Antonio Conte shrugs off tunnel spat and Diego Costa’s dip in form at Chelsea

Dominic Fifield
The Chelsea manager, Antonio Conte, directs training on the eve of Saturday’s Premier League match at Bournemouth. Photograph: Darren Walsh/Chelsea FC via Getty Images

Early Friday afternoon at a sun-drenched Cobham and all is well in Antonio Conte’s world. That aberration endured at home to Crystal Palace was instantly exorcised by a resilient display in victory over Manchester City, a win to keep Tottenham Hotspur’s pursuit a distant seven points away. Talk of new contracts and player recruitment can wait until the title is claimed. The only issues to unsettle the Chelsea manager are a few lingering doubts over Victor Moses’s fitness and the spiky fall-out from a spat between rival coaching staff in the tunnel in midweek.

“When you are in this moment of the season and there are two great teams playing for the title, there are nerves,” said the Italian. “But there is always a winner and a loser and both must accept the final result and show respect.” That could be perceived as a little elbow in the ribs for Pep Guardiola or the City masseur, Mark Sertori, as much as Chelsea’s own fitness coach, Paolo Bertelli, all of whom apparently had some role to play in the post-match altercation. But, for all the claims, counterclaims and denials over what was said, Conte was not interested in elaborating. Squabbles in the tunnel are irrelevant, he suggested, when compared with “what happened on the pitch”.

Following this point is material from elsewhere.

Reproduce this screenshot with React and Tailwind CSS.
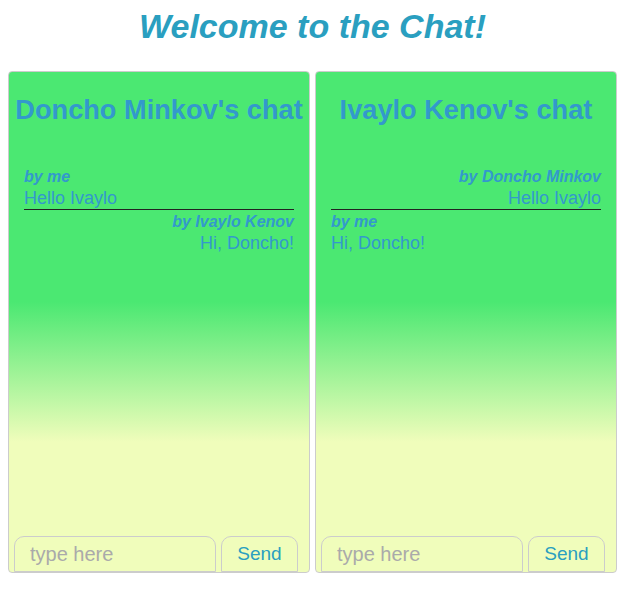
import React from 'react';

const chats = [
  {
    owner: "Doncho Minkov's chat",
    messages: [
      { by: 'by me', text: 'Hello Ivaylo', mine: true },
      { by: 'by Ivaylo Kenov', text: 'Hi, Doncho!', mine: false },
    ],
  },
  {
    owner: "Ivaylo Kenov's chat",
    messages: [
      { by: 'by Doncho Minkov', text: 'Hello Ivaylo', mine: false },
      { by: 'by me', text: 'Hi, Doncho!', mine: true },
    ],
  },
];

const ChatBox = ({ chat }) => {
  return (
    <div className="w-[302px] h-[502px] flex flex-col border border-[#cccccc] rounded-[4px] bg-[linear-gradient(to_bottom,#4be872_0%,#4be872_46%,#f0fdbb_74%,#f0fdbb_100%)] overflow-hidden">
      <h2 className="mt-[22px] text-center text-[27.2px] leading-[31px] font-bold text-[#3399cc] whitespace-nowrap">
        {chat.owner}
      </h2>
      <div className="flex-1 mt-[40px] px-[15px]">
        {chat.messages.map((m, i) => (
          <div
            key={i}
            className={`pt-[2px] ${i === 0 ? 'border-b border-[#222222]' : ''} ${m.mine ? 'text-left' : 'text-right'}`}
          >
            <div className="text-[16px] leading-[20px] font-bold italic text-[#3399cc]">{m.by}</div>
            <div className="text-[18px] leading-[22px] text-[#3399cc]">{m.text}</div>
          </div>
        ))}
      </div>
      {/* send row */}
      <div className="flex items-end gap-[5px] px-[5px]">
        <input
          type="text"
          placeholder="type here"
          className="w-[202px] h-[36px] px-[15px] bg-transparent border border-[#cccccc] rounded-t-[10px] text-[20px] text-[#333] placeholder:text-[#aaaaaa] outline-none"
        />
        <button className="w-[77px] h-[36px] bg-transparent border border-[#cccccc] rounded-t-[10px] text-[19px] text-[#2a9fc0]">
          Send
        </button>
      </div>
    </div>
  );
};

export default function App() {
  return (
    <div className="w-[625px] h-[600px] bg-white font-['Liberation_Sans',Arial,sans-serif]">
      <h1 className="pt-[6px] h-[71px] text-center text-[34px] leading-[40px] font-bold italic text-[#2a9fc0]">
        Welcome to the Chat!
      </h1>
      <div className="flex gap-[5px] pl-[8px]">
        {chats.map((c, i) => (
          <ChatBox key={i} chat={c} />
        ))}
      </div>
    </div>
  );
}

It is hard to disagree given his team are still, in effect, running away with the title, even going into Saturday’s tricky trip to a revived Bournemouth. It is a measure of the success instigated by Conte over his first campaign in England that there is so little rancour threatening to disrupt progress, and this at a club who, rather too often, have made political infighting an art form.

Chelsea are functioning smoothly enough on the pitch and have been for more than six months. It is easy to point to the lack of a Premier League clean sheet since late January as evidence of defensive frailty but the eight games since Hull were shut out have still yielded 17 points. Such shortcomings are relative. The same might be said of Diego Costa’s slight dip in form at the other end of the pitch.

The Spain international has arguably been off his rampaging best since his own training-ground dispute with another member of Chelsea’s fitness staff, Julio Tous, in mid-January at a time when the leaders had become aware of interest in the forward from the Chinese Super League club Tianjin Quanjian. There have been three goals in 10 top-flight games this calendar year, a tally markedly inferior to the 14 in 18 games previously – as well as five assists – up to the end of December. Costa’s two previous campaigns have been feast or famine, prolific for five months and exasperated for as many. Yet a failure to score at the Vitality Stadium would see Costa go four Premier League games in a row without scoring for the first time since he arrived in England in the summer of 2014.

There have been flashes of on-field frustration, from that kick at Vincent Kompany on Wednesday to the anguished yelp, delivered to the heavens, after steering a free header wide of Wayne Hennessey’s far post in the defeat by Palace last Saturday. The striker is in one of those runs when luck has deserted him, a period when he can crunch a volley at goal from close-range only to see the ball bend back Scott Dann’s knee rather than billow the net. The Palace centre-half may not play again this season with his medial ligaments damaged.

Costa has a tendency to seek out possession as a result and Conte – mimicking José Mourinho from the start of last season – has taken to bellowing regular reminders from the sidelines that the player should loiter more in the six-yard box where his presence still serves to unsettle opponents. “I’m not concerned about [the lack of goals],” said the Italian. “It can happen. For me the most important thing is he is showing great commitment and behaviour during the games and is doing what I want. He was also unlucky in a lot of circumstances. But a player like Diego Costa can score in any game.”

So what does he offer the team when goals are proving elusive? “His character. His personality. That’s very important for us and the team. Also, Diego won in the past and he has good experience. Goals are important for all forwards but he is important for us whether he is scoring or not.”

Costa – presumably encouraged by in-house television cameras ready to capture his fun – had hijacked one of the staff’s utility buggies, parked up on the fringe of the training pitch, on Thursday and taken it on a pre-session joyride, wrecking the coaches’ neatly arranged cones en route. A set of hurdles were also smashed to pieces, Costa’s antics prompting nervous laughter from his team-mates. Yet, if childish antics from a striker before training or coaching staff post-match in the tunnel represent the extent of Conte’s worries, then this title is in the bag.